==== Given data

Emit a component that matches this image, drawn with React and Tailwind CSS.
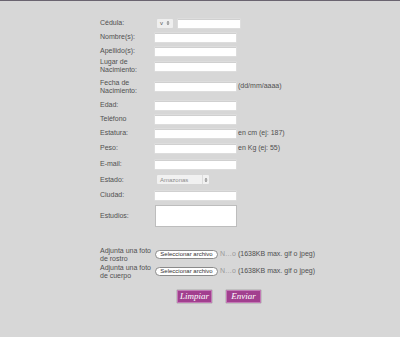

========
==== Given data

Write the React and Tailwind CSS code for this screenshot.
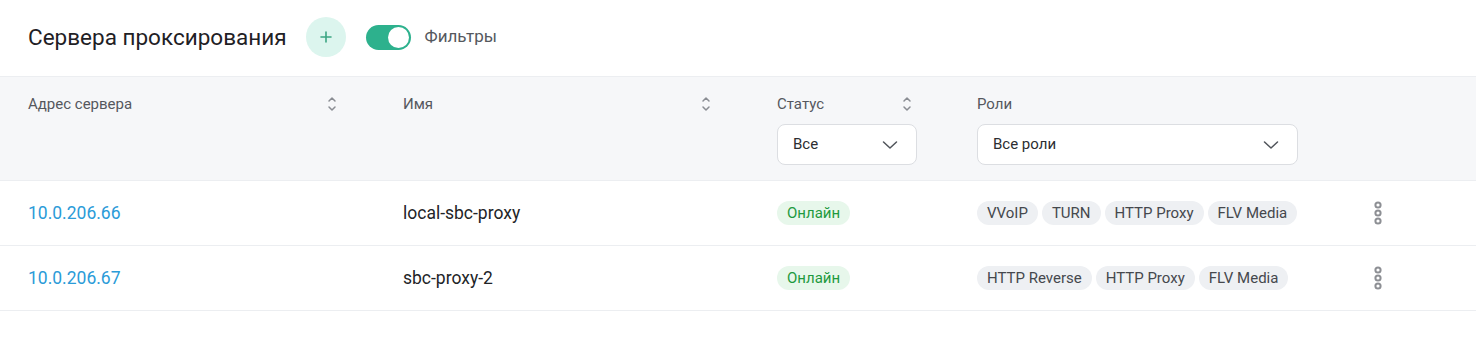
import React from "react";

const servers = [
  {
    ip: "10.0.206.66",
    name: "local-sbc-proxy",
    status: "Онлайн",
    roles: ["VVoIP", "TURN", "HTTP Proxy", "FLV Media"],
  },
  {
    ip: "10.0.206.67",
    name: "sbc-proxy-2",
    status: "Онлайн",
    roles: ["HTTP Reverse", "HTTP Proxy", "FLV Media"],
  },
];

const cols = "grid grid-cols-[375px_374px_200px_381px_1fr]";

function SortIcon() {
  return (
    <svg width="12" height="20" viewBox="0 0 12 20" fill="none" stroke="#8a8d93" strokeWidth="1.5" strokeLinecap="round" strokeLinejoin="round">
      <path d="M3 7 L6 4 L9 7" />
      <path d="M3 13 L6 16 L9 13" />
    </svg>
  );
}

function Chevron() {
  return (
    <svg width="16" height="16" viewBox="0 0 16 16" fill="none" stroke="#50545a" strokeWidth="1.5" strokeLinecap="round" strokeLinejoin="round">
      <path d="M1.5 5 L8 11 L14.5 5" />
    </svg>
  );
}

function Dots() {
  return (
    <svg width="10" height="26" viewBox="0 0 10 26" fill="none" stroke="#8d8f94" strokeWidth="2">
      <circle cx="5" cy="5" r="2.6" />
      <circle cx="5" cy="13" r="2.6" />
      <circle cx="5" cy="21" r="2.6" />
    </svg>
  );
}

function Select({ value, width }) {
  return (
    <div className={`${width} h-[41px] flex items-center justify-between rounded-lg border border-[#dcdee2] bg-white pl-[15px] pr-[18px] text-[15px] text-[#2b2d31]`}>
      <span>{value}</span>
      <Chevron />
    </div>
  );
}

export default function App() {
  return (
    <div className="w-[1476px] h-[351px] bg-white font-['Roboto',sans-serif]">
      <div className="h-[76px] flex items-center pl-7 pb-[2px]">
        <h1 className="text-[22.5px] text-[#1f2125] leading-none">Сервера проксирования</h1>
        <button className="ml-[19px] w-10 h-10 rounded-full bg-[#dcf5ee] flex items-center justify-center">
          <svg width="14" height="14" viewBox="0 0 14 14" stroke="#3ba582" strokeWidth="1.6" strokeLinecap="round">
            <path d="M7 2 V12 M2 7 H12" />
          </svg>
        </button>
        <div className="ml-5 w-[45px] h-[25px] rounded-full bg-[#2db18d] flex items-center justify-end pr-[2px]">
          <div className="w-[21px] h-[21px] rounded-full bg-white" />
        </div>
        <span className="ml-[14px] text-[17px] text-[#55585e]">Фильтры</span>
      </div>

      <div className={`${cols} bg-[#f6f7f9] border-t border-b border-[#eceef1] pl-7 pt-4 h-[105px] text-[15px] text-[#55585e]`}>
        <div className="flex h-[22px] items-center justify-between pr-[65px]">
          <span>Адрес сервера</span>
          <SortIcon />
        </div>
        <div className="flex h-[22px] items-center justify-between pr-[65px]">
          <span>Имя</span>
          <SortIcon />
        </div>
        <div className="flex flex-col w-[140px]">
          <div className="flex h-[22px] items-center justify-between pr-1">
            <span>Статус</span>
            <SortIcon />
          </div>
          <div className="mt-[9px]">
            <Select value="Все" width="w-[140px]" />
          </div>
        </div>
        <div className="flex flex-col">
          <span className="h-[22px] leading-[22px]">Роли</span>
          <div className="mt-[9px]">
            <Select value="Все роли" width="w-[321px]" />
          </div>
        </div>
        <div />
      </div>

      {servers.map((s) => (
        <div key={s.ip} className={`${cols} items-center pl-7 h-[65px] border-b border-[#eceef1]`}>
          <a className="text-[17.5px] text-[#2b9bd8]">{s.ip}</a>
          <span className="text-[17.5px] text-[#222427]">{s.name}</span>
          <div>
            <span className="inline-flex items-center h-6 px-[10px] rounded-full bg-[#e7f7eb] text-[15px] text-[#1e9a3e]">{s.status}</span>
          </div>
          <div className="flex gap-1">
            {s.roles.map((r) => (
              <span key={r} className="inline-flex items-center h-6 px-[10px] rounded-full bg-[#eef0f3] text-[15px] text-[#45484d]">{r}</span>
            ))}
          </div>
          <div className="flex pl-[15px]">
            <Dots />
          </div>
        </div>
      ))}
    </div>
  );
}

========
==== Given data

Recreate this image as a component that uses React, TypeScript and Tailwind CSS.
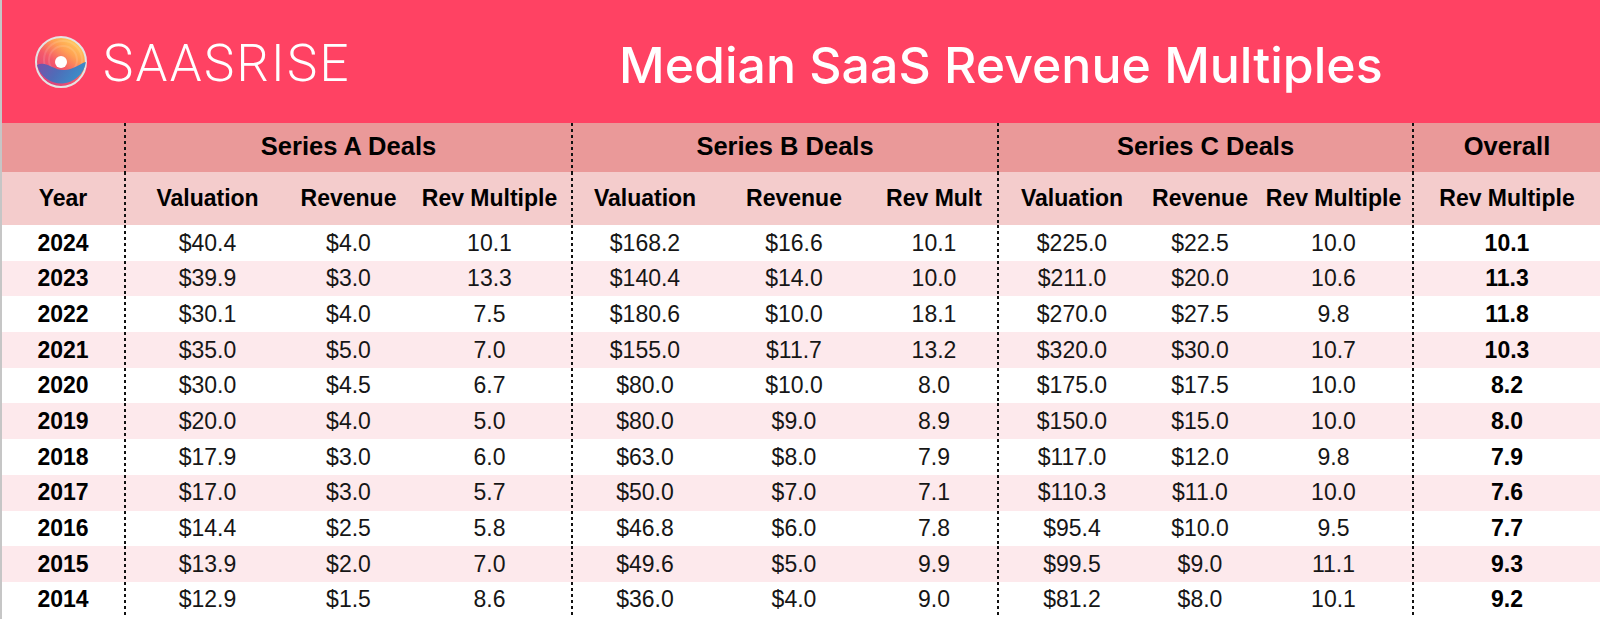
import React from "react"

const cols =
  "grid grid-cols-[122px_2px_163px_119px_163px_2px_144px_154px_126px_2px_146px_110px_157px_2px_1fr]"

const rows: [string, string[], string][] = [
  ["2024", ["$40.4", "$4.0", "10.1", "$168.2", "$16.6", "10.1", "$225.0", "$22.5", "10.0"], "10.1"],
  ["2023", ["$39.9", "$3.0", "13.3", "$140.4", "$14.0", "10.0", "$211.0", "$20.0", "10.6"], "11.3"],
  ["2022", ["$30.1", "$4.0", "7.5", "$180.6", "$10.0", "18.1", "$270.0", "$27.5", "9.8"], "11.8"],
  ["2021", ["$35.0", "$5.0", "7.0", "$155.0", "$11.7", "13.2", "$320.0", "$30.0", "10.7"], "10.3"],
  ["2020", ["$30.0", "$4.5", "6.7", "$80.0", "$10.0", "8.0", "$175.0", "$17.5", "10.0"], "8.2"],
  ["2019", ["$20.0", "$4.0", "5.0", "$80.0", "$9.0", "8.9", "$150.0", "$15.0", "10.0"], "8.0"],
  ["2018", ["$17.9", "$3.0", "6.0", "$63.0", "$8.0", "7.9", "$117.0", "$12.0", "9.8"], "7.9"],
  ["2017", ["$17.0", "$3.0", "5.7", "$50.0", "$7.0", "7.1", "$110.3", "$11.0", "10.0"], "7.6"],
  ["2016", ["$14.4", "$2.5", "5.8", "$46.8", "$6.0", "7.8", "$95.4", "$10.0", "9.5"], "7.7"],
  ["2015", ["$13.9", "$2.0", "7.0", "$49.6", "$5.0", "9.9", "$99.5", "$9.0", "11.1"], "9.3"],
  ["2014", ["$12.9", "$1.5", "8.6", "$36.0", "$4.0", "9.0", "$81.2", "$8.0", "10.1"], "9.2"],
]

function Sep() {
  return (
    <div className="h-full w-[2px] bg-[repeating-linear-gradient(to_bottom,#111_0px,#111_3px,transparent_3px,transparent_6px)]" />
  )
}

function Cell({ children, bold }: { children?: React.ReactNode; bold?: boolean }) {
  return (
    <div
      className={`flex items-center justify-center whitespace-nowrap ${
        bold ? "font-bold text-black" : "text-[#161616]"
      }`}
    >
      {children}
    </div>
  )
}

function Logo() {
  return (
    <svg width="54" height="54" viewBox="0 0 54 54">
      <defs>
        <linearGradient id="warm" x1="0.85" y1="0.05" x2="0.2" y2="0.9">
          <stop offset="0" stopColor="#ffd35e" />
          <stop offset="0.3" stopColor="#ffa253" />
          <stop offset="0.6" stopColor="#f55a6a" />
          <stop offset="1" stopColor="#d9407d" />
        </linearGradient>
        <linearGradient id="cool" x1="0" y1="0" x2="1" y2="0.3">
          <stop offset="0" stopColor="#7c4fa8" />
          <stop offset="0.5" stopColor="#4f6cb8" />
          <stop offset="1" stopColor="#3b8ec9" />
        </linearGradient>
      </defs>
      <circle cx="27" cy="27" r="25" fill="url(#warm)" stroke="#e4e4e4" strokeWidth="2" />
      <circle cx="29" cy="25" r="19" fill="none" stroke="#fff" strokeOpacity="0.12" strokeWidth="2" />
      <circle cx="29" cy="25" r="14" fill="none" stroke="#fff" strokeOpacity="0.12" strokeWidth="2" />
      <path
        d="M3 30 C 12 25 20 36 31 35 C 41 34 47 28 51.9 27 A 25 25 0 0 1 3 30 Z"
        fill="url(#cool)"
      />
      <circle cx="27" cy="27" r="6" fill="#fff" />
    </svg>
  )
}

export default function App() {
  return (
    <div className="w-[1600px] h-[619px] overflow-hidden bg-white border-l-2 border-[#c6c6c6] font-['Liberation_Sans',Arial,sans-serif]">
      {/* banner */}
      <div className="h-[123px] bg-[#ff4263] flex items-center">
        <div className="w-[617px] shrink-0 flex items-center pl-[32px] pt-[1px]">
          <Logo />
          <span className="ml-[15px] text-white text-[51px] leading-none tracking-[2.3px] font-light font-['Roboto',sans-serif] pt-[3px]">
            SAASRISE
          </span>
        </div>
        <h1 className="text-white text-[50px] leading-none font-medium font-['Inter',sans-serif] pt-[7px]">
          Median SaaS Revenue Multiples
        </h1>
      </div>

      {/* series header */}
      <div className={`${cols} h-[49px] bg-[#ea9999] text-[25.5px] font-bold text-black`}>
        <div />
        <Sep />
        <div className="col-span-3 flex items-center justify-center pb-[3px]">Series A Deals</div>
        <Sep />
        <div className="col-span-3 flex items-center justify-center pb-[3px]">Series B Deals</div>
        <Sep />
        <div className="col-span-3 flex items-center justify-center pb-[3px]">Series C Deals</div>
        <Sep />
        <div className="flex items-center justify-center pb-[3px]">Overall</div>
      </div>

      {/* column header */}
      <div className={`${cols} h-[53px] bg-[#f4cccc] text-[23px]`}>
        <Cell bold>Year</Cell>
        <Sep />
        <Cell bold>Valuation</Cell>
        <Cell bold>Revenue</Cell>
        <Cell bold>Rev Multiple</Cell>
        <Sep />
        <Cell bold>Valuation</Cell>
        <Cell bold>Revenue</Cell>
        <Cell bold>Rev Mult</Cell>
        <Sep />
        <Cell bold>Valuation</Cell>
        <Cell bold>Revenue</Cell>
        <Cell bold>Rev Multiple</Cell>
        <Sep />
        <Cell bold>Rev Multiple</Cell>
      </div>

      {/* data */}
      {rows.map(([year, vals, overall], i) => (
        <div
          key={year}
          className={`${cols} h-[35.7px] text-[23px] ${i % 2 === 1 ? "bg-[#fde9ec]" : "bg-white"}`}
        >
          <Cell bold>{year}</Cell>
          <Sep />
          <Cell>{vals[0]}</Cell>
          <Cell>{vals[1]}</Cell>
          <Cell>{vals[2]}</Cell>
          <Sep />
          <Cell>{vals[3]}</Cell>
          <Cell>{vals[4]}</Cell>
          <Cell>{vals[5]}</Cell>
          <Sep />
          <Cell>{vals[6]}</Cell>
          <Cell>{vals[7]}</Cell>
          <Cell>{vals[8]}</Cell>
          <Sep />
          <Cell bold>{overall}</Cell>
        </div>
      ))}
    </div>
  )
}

========

Task details
Scan the records above for the string "React", then report every line that contains it.

Reply
Emit a component that matches this image, drawn with React and Tailwind CSS.
Write the React and Tailwind CSS code for this screenshot.
import React from "react";
Recreate this image as a component that uses React, TypeScript and Tailwind CSS.
import React from "react"
function Cell({ children, bold }: { children?: React.ReactNode; bold?: boolean }) {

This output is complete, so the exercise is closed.